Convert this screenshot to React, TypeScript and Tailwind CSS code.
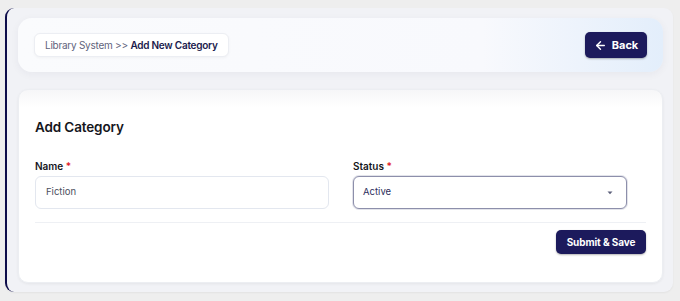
import React from "react";
import { ArrowLeft } from "lucide-react";

export default function App() {
  return (
    <div className="w-[680px] h-[301px] bg-[#eeeeee] pl-[5px] pr-[7px] pt-[8px] pb-[9px] font-['Inter',sans-serif]">
      <div className="h-full bg-[#f1f2f6] rounded-[9px] border-l-[2px] border-[#0e0d4a] pl-[11px] pr-[10px] pt-[10px] pb-[9px] flex flex-col gap-[17px] shadow-[0_1px_2px_rgba(0,0,0,0.05)]">
        {/* header */}
        <div className="h-[54px] shrink-0 rounded-[14px] bg-[linear-gradient(90deg,#fafbfd_0%,#f8f9fd_72%,#e3eefb_100%)] shadow-[0_2px_8px_rgba(30,30,80,0.05)] px-[16px] flex items-center justify-between">
          <div className="h-[24px] px-[10px] flex items-center rounded-[6px] bg-white border border-[#eceef3] text-[10px] tracking-[-0.025em] shadow-[0_1px_3px_rgba(0,0,0,0.04)]">
            <span className="text-[#5f637c]">Library System &gt;&gt;&nbsp;</span>
            <span className="text-[#1b1a4d] font-semibold">Add New Category</span>
          </div>
          <button className="h-[26px] w-[62px] flex items-center justify-center gap-[5px] rounded-[5px] bg-[#1c1a5c] text-white text-[11px] font-bold shadow-[0_1px_2px_rgba(0,0,0,0.3)]">
            <ArrowLeft size={13} strokeWidth={2.6} />
            Back
          </button>
        </div>

        {/* form card */}
        <div className="flex-1 rounded-[10px] bg-[linear-gradient(180deg,#f6f6f8_0px,#ffffff_18px)] shadow-[0_1px_3px_rgba(0,0,0,0.06)] border border-[#eceef2] px-[16px] pt-[27px]">
          <h2 className="text-[13.5px] font-semibold text-[#15161c] leading-[20px] tracking-[-0.01em]">Add Category</h2>
          <div className="flex gap-[24px] mt-[22px]">
            <div className="w-[294px]">
              <label className="block text-[10px] font-semibold text-[#15161c] leading-[14px] mb-[3px]">
                Name <span className="text-[#e11d2a]">*</span>
              </label>
              <div className="h-[33px] rounded-[6px] border border-[#e3e7ef] bg-white flex items-center px-[10px] text-[9.5px] text-[#4b4f5e]">
                Fiction
              </div>
            </div>
            <div className="w-[274px]">
              <label className="block text-[10px] font-semibold text-[#15161c] leading-[14px] mb-[3px]">
                Status <span className="text-[#e11d2a]">*</span>
              </label>
              <div className="h-[33px] rounded-[6px] border-[1.5px] border-[#8d8fab] bg-white flex items-center justify-between px-[9px] text-[9.5px] text-[#2d2f5c] shadow-[0_0_0_1px_rgba(141,143,171,0.25)]">
                <span>Active</span>
                <svg width="6" height="4" viewBox="0 0 6 4" className="mr-[4px]">
                  <path d="M0.5 0.5 L3 3.2 L5.5 0.5 Z" fill="#5c5f7a" />
                </svg>
              </div>
            </div>
          </div>
          <div className="mt-[13px] border-t border-[#eef0f4]" />
          <div className="flex justify-end mt-[7px]">
            <button className="h-[24px] w-[90px] rounded-[5px] bg-[#1c1a5c] text-white text-[10px] font-bold tracking-[-0.01em] shadow-[0_1px_2px_rgba(0,0,0,0.3)]">
              Submit &amp; Save
            </button>
          </div>
        </div>
      </div>
    </div>
  );
}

▶ [AIM OF THE TASK]
Without the pictures, transcribe the listing above exactly.

▶ [THE REPLY]
Convert this screenshot to React, TypeScript and Tailwind CSS code.
import React from "react";
import { ArrowLeft } from "lucide-react";

export default function App() {
  return (
    <div className="w-[680px] h-[301px] bg-[#eeeeee] pl-[5px] pr-[7px] pt-[8px] pb-[9px] font-['Inter',sans-serif]">
      <div className="h-full bg-[#f1f2f6] rounded-[9px] border-l-[2px] border-[#0e0d4a] pl-[11px] pr-[10px] pt-[10px] pb-[9px] flex flex-col gap-[17px] shadow-[0_1px_2px_rgba(0,0,0,0.05)]">
        {/* header */}
        <div className="h-[54px] shrink-0 rounded-[14px] bg-[linear-gradient(90deg,#fafbfd_0%,#f8f9fd_72%,#e3eefb_100%)] shadow-[0_2px_8px_rgba(30,30,80,0.05)] px-[16px] flex items-center justify-between">
          <div className="h-[24px] px-[10px] flex items-center rounded-[6px] bg-white border border-[#eceef3] text-[10px] tracking-[-0.025em] shadow-[0_1px_3px_rgba(0,0,0,0.04)]">
            <span className="text-[#5f637c]">Library System &gt;&gt;&nbsp;</span>
            <span className="text-[#1b1a4d] font-semibold">Add New Category</span>
          </div>
          <button className="h-[26px] w-[62px] flex items-center justify-center gap-[5px] rounded-[5px] bg-[#1c1a5c] text-white text-[11px] font-bold shadow-[0_1px_2px_rgba(0,0,0,0.3)]">
            <ArrowLeft size={13} strokeWidth={2.6} />
            Back
          </button>
        </div>

        {/* form card */}
        <div className="flex-1 rounded-[10px] bg-[linear-gradient(180deg,#f6f6f8_0px,#ffffff_18px)] shadow-[0_1px_3px_rgba(0,0,0,0.06)] border border-[#eceef2] px-[16px] pt-[27px]">
          <h2 className="text-[13.5px] font-semibold text-[#15161c] leading-[20px] tracking-[-0.01em]">Add Category</h2>
          <div className="flex gap-[24px] mt-[22px]">
            <div className="w-[294px]">
              <label className="block text-[10px] font-semibold text-[#15161c] leading-[14px] mb-[3px]">
                Name <span className="text-[#e11d2a]">*</span>
              </label>
              <div className="h-[33px] rounded-[6px] border border-[#e3e7ef] bg-white flex items-center px-[10px] text-[9.5px] text-[#4b4f5e]">
                Fiction
              </div>
            </div>
            <div className="w-[274px]">
              <label className="block text-[10px] font-semibold text-[#15161c] leading-[14px] mb-[3px]">
                Status <span className="text-[#e11d2a]">*</span>
              </label>
              <div className="h-[33px] rounded-[6px] border-[1.5px] border-[#8d8fab] bg-white flex items-center justify-between px-[9px] text-[9.5px] text-[#2d2f5c] shadow-[0_0_0_1px_rgba(141,143,171,0.25)]">
                <span>Active</span>
                <svg width="6" height="4" viewBox="0 0 6 4" className="mr-[4px]">
                  <path d="M0.5 0.5 L3 3.2 L5.5 0.5 Z" fill="#5c5f7a" />
                </svg>
              </div>
            </div>
          </div>
          <div className="mt-[13px] border-t border-[#eef0f4]" />
          <div className="flex justify-end mt-[7px]">
            <button className="h-[24px] w-[90px] rounded-[5px] bg-[#1c1a5c] text-white text-[10px] font-bold tracking-[-0.01em] shadow-[0_1px_2px_rgba(0,0,0,0.3)]">
              Submit &amp; Save
            </button>
          </div>
        </div>
      </div>
    </div>
  );
}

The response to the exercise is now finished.